Short Verion:
Kill, drive, US news
Long Version:
We saw our first Nonu-bird* just before we left Abalone Point. It flitted around the front of the stationary Reaper - possibly checking out the insectoid carcass collection - then flew off. Saw our second not long after we got underway. It too flitted around the front of the Reaper, but failed to account for the fact that we were doing 55mph, and ended up in no fit state to fly off. Sorry, Nonu-bird! We saw a piano in a field, a drive-thru tree**, a tree-house and a one-tree house. We saw a lot of Bigfoot stuff (Hi Sarah and her Yeti and their Yetilet!) and a lot of police cars.
We'd cut inland, and the sun was shining on steep, forest-clad hillsides, lovely rivers, and the occasional pretty lake. We stopped at Garbadale for caffeine and internets, and ended up with delicious foods as well. I read USA Today, which is a pretty strange publication.
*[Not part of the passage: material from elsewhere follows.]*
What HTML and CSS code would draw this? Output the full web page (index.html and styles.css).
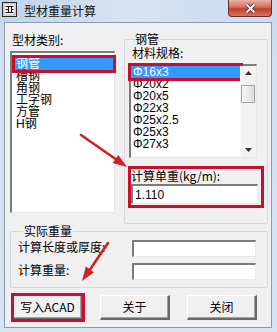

Highlights included:
- An article about pianos on the streets of New York, labelled "Play me, I'm yours." Apparently the same thing has been done in a number of cities around the world. And, maybe, in a field in northern California.
- A picture of Chris Killen from the NZ football team swapping his shirt with Daniele de Rossi of Italia after their World Cup match (USA Today, July 2 edition, p11C in case Mrs Killen is doing a scrapbook)
- A letter to the editor of USA Today, bemoaning the state of the USA today, which stated that, among other things, "...we should instil better dietary habits in our youth" - I don't disagree, but in the context of the descent into barbarism of a once-great, leader-among-nations country, it's not really what I expected to see as the culminatory closing statement.
For some reason, there were a lot of counter-culture kids in Garbadale, which otherwise seemed like a very nice, fairly standard northern California town. They did have a pickup truck parked inside the Visitor Info office though.
And then we left town on a narrow road which became smaller and smaller as we went west, until at the top of a steep ridge we turned off the now one-lane paved road onto a one-lane dirt track. We wound our way along the ridgeline for several miles, and eventually reached what had been our destination for a couple of days now: the Tolkan Campground. Which turned out to be even better than we'd hoped, with only the lack of a river or an ocean to frolic in marring the perfection. The location right on the mountain-bike trail was perfect, as was the low occupancy rate and the nature and privacy of the individual sites.
We arrived early afternoon, set up camp, and set off to ride in our new backyard, on the Paradise Royale Mountain Bike Trail.
* = Feathery equivalent of the Nonu-fish from Bahia Concepcion; i.e. black and yellow and looking very much like they had eyeliner on.
** = We didn't actually SEE the drive-thru tree, as there was a $5 admission fee, and we wouldn't have been able to drive the far-too-enormous Reaper through the drive-thru tree. But we saw some wonderfully-executed artists' impressions.